A leadership bridge to nowhere

via A leadership bridge to nowhere | The Zimbabwean 15 July 2014 by Ken Yamamoto

KEN YAMAMOTO argues that there is no foreseeable turnaround in Zimbabwe, especially with a clueless and inept leadership – incapable of dealing with 21st century challenges in a globalised environment.

The trouble with a rat race is that even if you win, you remain a rat. This is exactly the situation that Zimbabwe’s government finds itself in after winning the elections last year. The local media is full of scandal – as if to keep the people busy and prevent them from rioting.

Zimbabwe’s International airport is a small terminal the size of Hakata train station in Fukuoka, Japan. Just getting off a plane and entering Zimbabwe is in itself a swim into one scandal after another. Built a few years ago around a tendering scandal involving Air Harbour Technologies, a company related to the President’s nephew Leo Mugabe, the poor lighting at the airport is an omen of what you get to see as you proceed into the country.

There is only one way to get from the airport into the CBD – via a short incomplete highway that has been under construction since 2007. That highway is a poster-project of how not to manage a project.

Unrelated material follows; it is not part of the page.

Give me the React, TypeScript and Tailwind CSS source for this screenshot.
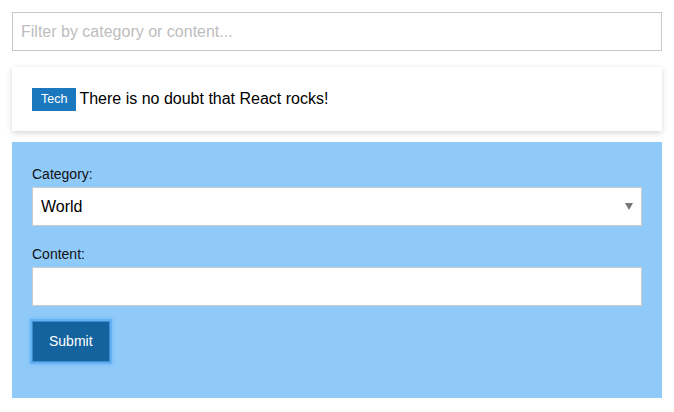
import { useState } from "react";

const font = { fontFamily: '"Liberation Sans", Arial, Helvetica, sans-serif' };

const fieldClass =
  "block h-[39px] w-full border border-[#cccccc] bg-white px-2 text-[16px] text-black outline-none";

export default function App() {
  const [filter, setFilter] = useState("");
  const [category, setCategory] = useState("World");
  const [content, setContent] = useState("");

  return (
    <div className="min-h-screen bg-white p-3" style={font}>
      <input
        value={filter}
        onChange={(e) => setFilter(e.target.value)}
        placeholder="Filter by category or content..."
        className="block h-[39px] w-full border border-[#c8c8c8] bg-white px-2 text-[16px] text-black outline-none placeholder:text-[#bdbdbd]"
      />

      <div className="mt-4 flex h-16 items-center gap-[3px] bg-white px-5 shadow-[0_2px_6px_rgba(0,0,0,0.16)]">
        <span className="flex h-[23px] items-center bg-[#1b78bf] px-[9px] text-[12.5px] text-white">
          Tech
        </span>
        <span className="text-[16px] text-black">There is no doubt that React rocks!</span>
      </div>

      <form
        className="mt-[11px] bg-[#90caf9] px-5 pb-9 pt-6"
        onSubmit={(e) => e.preventDefault()}
      >
        <label className="mb-[5px] block text-[14px] leading-4 text-[#111]">Category:</label>
        <div className="relative mb-5">
          <select
            value={category}
            onChange={(e) => setCategory(e.target.value)}
            className={`${fieldClass} appearance-none rounded-none`}
          >
            <option>World</option>
            <option>Tech</option>
            <option>Sports</option>
          </select>
          <span className="pointer-events-none absolute right-[9px] top-[16px] h-0 w-0 border-x-[4px] border-t-[7px] border-x-transparent border-t-[#777]" />
        </div>

        <label className="mb-[5px] block text-[14px] leading-4 text-[#111]">Content:</label>
        <input
          value={content}
          onChange={(e) => setContent(e.target.value)}
          className={fieldClass}
        />

        <button
          type="submit"
          className="mt-[15px] h-[41px] border border-[#3f8ccc] bg-[#15639e] px-4 text-[14px] text-white shadow-[0_0_0_2px_#62b1f6,0_0_3px_3px_rgba(98,177,246,0.5)]"
        >
          Submit
        </button>
      </form>
    </div>
  );
}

Corruption around that road stinks to high heaven. It is in itself a scandal, linked to the Minister of Local Government, Ignatious Chombo, who has been linked to every corruption scandal involving local authorities; and one Ken Sharpe, a businessman linked to Augur Investments, a little-known firm from Estonia.

Shopping mall

Sharpe and the folks he fronts won themselves prime land to build a shopping mall in a wetland in an upmarket suburb, in exchange for the airport road project they did not complete. Needless to say the ordinary citizen is now picking up the tab as the project has now been kicked over to ZINARA to complete. To add insult to injury, motorists will have to pay more after Minister Obert Mpofu, another one with dubiously acquired wealth, doubled the tollgate fees.

Yet Sharpe, Michael Mahachi and all the shady characters behind this deal, in spite of failing to deliver an airport highway, are going to keep the land their acquired nefariously without fulfilling their end of the bargain.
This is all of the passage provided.